The ensemble cast are mostly in career best form as they snap and spark off each other, made easier by the first rate script they have to work with. Lemmon is superb as the onomatopoeic Shelley, a ‘shell’ of a man, scratching out a life devoid of dignity. Lemmon graduated from the finest American comic performer in the middle of the century to one of it’s best dramatic thespians, and his characterisation of Shelley is the definitive essaying of an ageing worker under stress. Al Pacino, who’d starred on stage in a Mamet the prior year (American Buffalo) is also pitch perfect as Ricky, preening and primped, untouchable in his power to ‘close’. Pacino had lost his way somewhat in the ‘80’s, making some poor vehicle choices, but a stint on the stage re-invigorated him and he resurrected his screen career in 1992 with two roles, this one and his scene chewing turn in Scent of a Woman. Alec Baldwin has never been used more effectively than in his brief appearance as Blake and the always wonderful Alan Arkin maintained his standards as the inheritor of the Walter Matthau mantle of never turning in a sub standard piece of work. Spacey and Harris are integral to the piece working as a whole, and both men are excellent in smaller roles.

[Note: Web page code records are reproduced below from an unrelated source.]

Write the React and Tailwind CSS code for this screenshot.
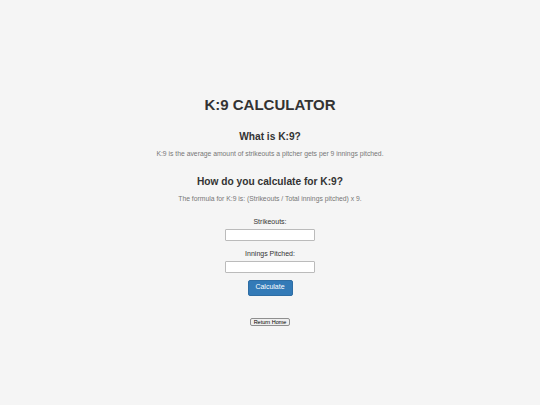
import React from "react";

function App() {
  return (
    <div className="min-h-[405px] bg-[#f5f5f5] text-[#333] font-['Liberation_Sans',Arial,sans-serif] flex flex-col items-center text-center">
      <h1 className="mt-[96px] text-[15px] leading-[18px] font-bold">K:9 CALCULATOR</h1>

      <h2 className="mt-[15.5px] text-[10.2px] leading-[13px] font-bold">What is K:9?</h2>
      <p className="mt-[7.5px] text-[6.8px] leading-[8px] text-[#777]">
        K:9 is the average amount of strikeouts a pitcher gets per 9 innings pitched.
      </p>

      <h2 className="mt-[17px] text-[10.2px] leading-[13px] font-bold">How do you calculate for K:9?</h2>
      <p className="mt-[7px] text-[6.8px] leading-[8px] text-[#777]">
        The formula for K:9 is: (Strikeouts / Total innings pitched) x 9.
      </p>

      <form className="mt-[13.5px] flex flex-col items-center" onSubmit={(e) => e.preventDefault()}>
        <label className="text-[7px] leading-[9px] text-[#333]">Strikeouts:</label>
        <input
          type="text"
          className="mt-[3.5px] w-[90px] h-[12px] bg-white border border-[#bbb] rounded-[1px]"
        />
        <label className="mt-[7.5px] text-[7px] leading-[9px] text-[#333]">Innings Pitched:</label>
        <input
          type="text"
          className="mt-[3.5px] w-[90px] h-[12px] bg-white border border-[#bbb] rounded-[1px]"
        />
        <button
          type="submit"
          className="mt-[6.5px] w-[45px] h-[16px] bg-[#337ab7] border border-[#2e6da4] rounded-[2px] text-white text-[7px]"
        >
          Calculate
        </button>
      </form>

      <button className="mt-[22.5px] px-[3px] h-[8px] bg-[#efefef] border border-[#8f8f8f] rounded-[2px] text-[5.5px] leading-[6px] text-black">
        Return Home
      </button>
    </div>
  );
}

export default App;
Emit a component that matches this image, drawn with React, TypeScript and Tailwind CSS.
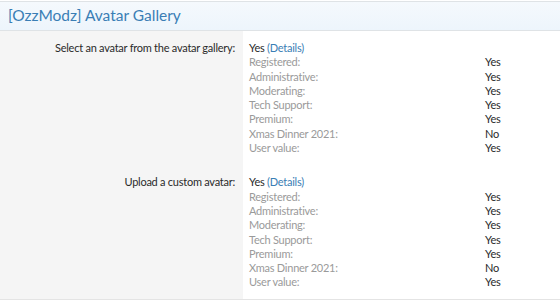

As a human endeavour work is both necessary and desired, and in a capitalist system work can also define an individual’s identity. If the power to control who works and how they work becomes corrupted, then work lacks the necessary dignity to allow people to function in an environment of respect and support. Mamet is writing in a large font here, but underneath lies a timeless message about power, which is never in equal measure in a work relationship, where the bosses manipulate and divide to suit their bottom line. Glengarry Glen Ross is a riveting and cunningly crafted sermon, from one of the sharpest writers in America.